▶ **PROBLEM**: Emit the data below verbatim, stripping out any pictures.

▶ **GIVEN DATA**:
"""

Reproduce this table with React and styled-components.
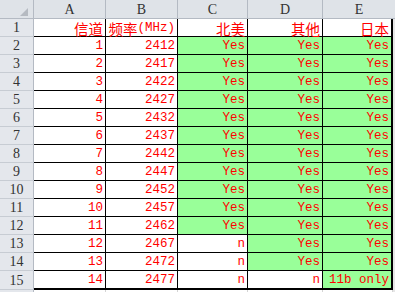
import React from 'react';
import styled, { createGlobalStyle } from 'styled-components';

const Global = createGlobalStyle`
  html, body { margin: 0; padding: 0; background: #fff; }
  body { width: 395px; height: 292px; overflow: hidden; }
  * { box-sizing: border-box; }
`;

const Sheet = styled.div`
  display: grid;
  grid-template-columns: 34px 72px 72px 70px 75px 70px 2px;
  grid-template-rows: 19px repeat(14, 18px) 19px 2px;
  width: 395px;
  height: 292px;
  overflow: hidden;
  background: #fff;
`;

const Corner = styled.div`
  display: flex;
  justify-content: flex-end;
  align-items: flex-end;
  padding: 0 5px 2px 0;
  background: #dfe3e8;
  border-right: 1px solid #b4bac3;
  border-bottom: 1px solid #b4bac3;
`;

const ColHead = styled.div`
  grid-column: span ${p => p.$span || 1};
  display: flex;
  align-items: center;
  justify-content: center;
  background: #dfe3e8;
  border-right: ${p => (p.$span > 1 ? 'none' : '1px solid #b4bac3')};
  border-bottom: 1px solid #b4bac3;
  color: #333;
  font: 14px "Liberation Serif", serif;
  padding-top: 1px;
`;

const RowHead = styled.div`
  display: flex;
  align-items: center;
  justify-content: center;
  background: #e4e7ec;
  border-right: 1px solid #b4bac3;
  border-bottom: 1px solid #c7ccd3;
  color: #333;
  font: 14px "Liberation Serif", serif;
  padding-top: 1px;
`;

const Cell = styled.div`
  display: flex;
  align-items: flex-end;
  justify-content: flex-end;
  padding: 0 2px 0 0;
  background: ${p => (p.$fill ? '#99ff99' : '#fff')};
  border-right: ${p => (p.$edge ? 2 : 1)}px solid #000;
  border-bottom: ${p => (p.$base ? 2 : 1)}px solid #000;
  color: #f00;
  font: 12.5px/15px "Liberation Mono", monospace;
  white-space: nowrap;
`;

const Han = styled.span`
  font: 14.5px/15px "Noto Sans CJK SC", sans-serif;
`;

const Margin = styled.div`
  background: #e6e6e6;
`;

const TailHead = styled.div`
  background: #e4e7ec;
  border-right: 1px solid #b4bac3;
`;

const TailCell = styled.div`
  background: #fff;
  border-right: 1px solid #d4d4d4;
`;

const rows = [];
for (let ch = 1; ch <= 14; ch++) {
  const freq = ch === 14 ? 2477 : 2407 + ch * 5;
  let na = 'Yes';
  let other = 'Yes';
  let jp = 'Yes';
  if (ch >= 12) na = 'n';
  if (ch === 14) {
    other = 'n';
    jp = '11b only';
  }
  rows.push([String(ch), String(freq), na, other, jp]);
}

const titles = [
  <Han>信道</Han>,
  <>
    <Han>频率</Han>(MHz)
  </>,
  <Han>北美</Han>,
  <Han>其他</Han>,
  <Han>日本</Han>,
];

const letters = ['A', 'B', 'C', 'D', 'E'];

export default function App() {
  const last = rows.length + 1;
  return (
    <>
      <Global />
      <Sheet>
        <Corner>
          <svg width="8" height="8" viewBox="0 0 8 8">
            <polygon points="8,0 8,8 0,8" fill="#b5bac1" />
          </svg>
        </Corner>
        {letters.map((l, i) => (
          <ColHead key={l} $span={i === 4 ? 2 : 1}>
            {l}
          </ColHead>
        ))}

        <RowHead>1</RowHead>
        {titles.map((t, i) => (
          <Cell key={i} $edge={i === 4}>
            {t}
          </Cell>
        ))}
        <Margin />

        {rows.map((r, idx) => {
          const n = idx + 2;
          const base = n === last;
          return (
            <React.Fragment key={n}>
              <RowHead>{n}</RowHead>
              {r.map((v, i) => (
                <Cell key={i} $fill={i >= 2 && v !== 'n'} $edge={i === 4} $base={base}>
                  {v}
                </Cell>
              ))}
              <Margin />
            </React.Fragment>
          );
        })}

        <TailHead />
        <TailCell />
        <TailCell />
        <TailCell />
        <TailCell />
        <TailCell />
        <Margin />
      </Sheet>
    </>
  );
}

"""

▶ **RESULT BELOW**:
Reproduce this table with React and styled-components.
import React from 'react';
import styled, { createGlobalStyle } from 'styled-components';

const Global = createGlobalStyle`
  html, body { margin: 0; padding: 0; background: #fff; }
  body { width: 395px; height: 292px; overflow: hidden; }
  * { box-sizing: border-box; }
`;

const Sheet = styled.div`
  display: grid;
  grid-template-columns: 34px 72px 72px 70px 75px 70px 2px;
  grid-template-rows: 19px repeat(14, 18px) 19px 2px;
  width: 395px;
  height: 292px;
  overflow: hidden;
  background: #fff;
`;

const Corner = styled.div`
  display: flex;
  justify-content: flex-end;
  align-items: flex-end;
  padding: 0 5px 2px 0;
  background: #dfe3e8;
  border-right: 1px solid #b4bac3;
  border-bottom: 1px solid #b4bac3;
`;

const ColHead = styled.div`
  grid-column: span ${p => p.$span || 1};
  display: flex;
  align-items: center;
  justify-content: center;
  background: #dfe3e8;
  border-right: ${p => (p.$span > 1 ? 'none' : '1px solid #b4bac3')};
  border-bottom: 1px solid #b4bac3;
  color: #333;
  font: 14px "Liberation Serif", serif;
  padding-top: 1px;
`;

const RowHead = styled.div`
  display: flex;
  align-items: center;
  justify-content: center;
  background: #e4e7ec;
  border-right: 1px solid #b4bac3;
  border-bottom: 1px solid #c7ccd3;
  color: #333;
  font: 14px "Liberation Serif", serif;
  padding-top: 1px;
`;

const Cell = styled.div`
  display: flex;
  align-items: flex-end;
  justify-content: flex-end;
  padding: 0 2px 0 0;
  background: ${p => (p.$fill ? '#99ff99' : '#fff')};
  border-right: ${p => (p.$edge ? 2 : 1)}px solid #000;
  border-bottom: ${p => (p.$base ? 2 : 1)}px solid #000;
  color: #f00;
  font: 12.5px/15px "Liberation Mono", monospace;
  white-space: nowrap;
`;

const Han = styled.span`
  font: 14.5px/15px "Noto Sans CJK SC", sans-serif;
`;

const Margin = styled.div`
  background: #e6e6e6;
`;

const TailHead = styled.div`
  background: #e4e7ec;
  border-right: 1px solid #b4bac3;
`;

const TailCell = styled.div`
  background: #fff;
  border-right: 1px solid #d4d4d4;
`;

const rows = [];
for (let ch = 1; ch <= 14; ch++) {
  const freq = ch === 14 ? 2477 : 2407 + ch * 5;
  let na = 'Yes';
  let other = 'Yes';
  let jp = 'Yes';
  if (ch >= 12) na = 'n';
  if (ch === 14) {
    other = 'n';
    jp = '11b only';
  }
  rows.push([String(ch), String(freq), na, other, jp]);
}

const titles = [
  <Han>信道</Han>,
  <>
    <Han>频率</Han>(MHz)
  </>,
  <Han>北美</Han>,
  <Han>其他</Han>,
  <Han>日本</Han>,
];

const letters = ['A', 'B', 'C', 'D', 'E'];

export default function App() {
  const last = rows.length + 1;
  return (
    <>
      <Global />
      <Sheet>
        <Corner>
          <svg width="8" height="8" viewBox="0 0 8 8">
            <polygon points="8,0 8,8 0,8" fill="#b5bac1" />
          </svg>
        </Corner>
        {letters.map((l, i) => (
          <ColHead key={l} $span={i === 4 ? 2 : 1}>
            {l}
          </ColHead>
        ))}

        <RowHead>1</RowHead>
        {titles.map((t, i) => (
          <Cell key={i} $edge={i === 4}>
            {t}
          </Cell>
        ))}
        <Margin />

        {rows.map((r, idx) => {
          const n = idx + 2;
          const base = n === last;
          return (
            <React.Fragment key={n}>
              <RowHead>{n}</RowHead>
              {r.map((v, i) => (
                <Cell key={i} $fill={i >= 2 && v !== 'n'} $edge={i === 4} $base={base}>
                  {v}
                </Cell>
              ))}
              <Margin />
            </React.Fragment>
          );
        })}

        <TailHead />
        <TailCell />
        <TailCell />
        <TailCell />
        <TailCell />
        <TailCell />
        <Margin />
      </Sheet>
    </>
  );
}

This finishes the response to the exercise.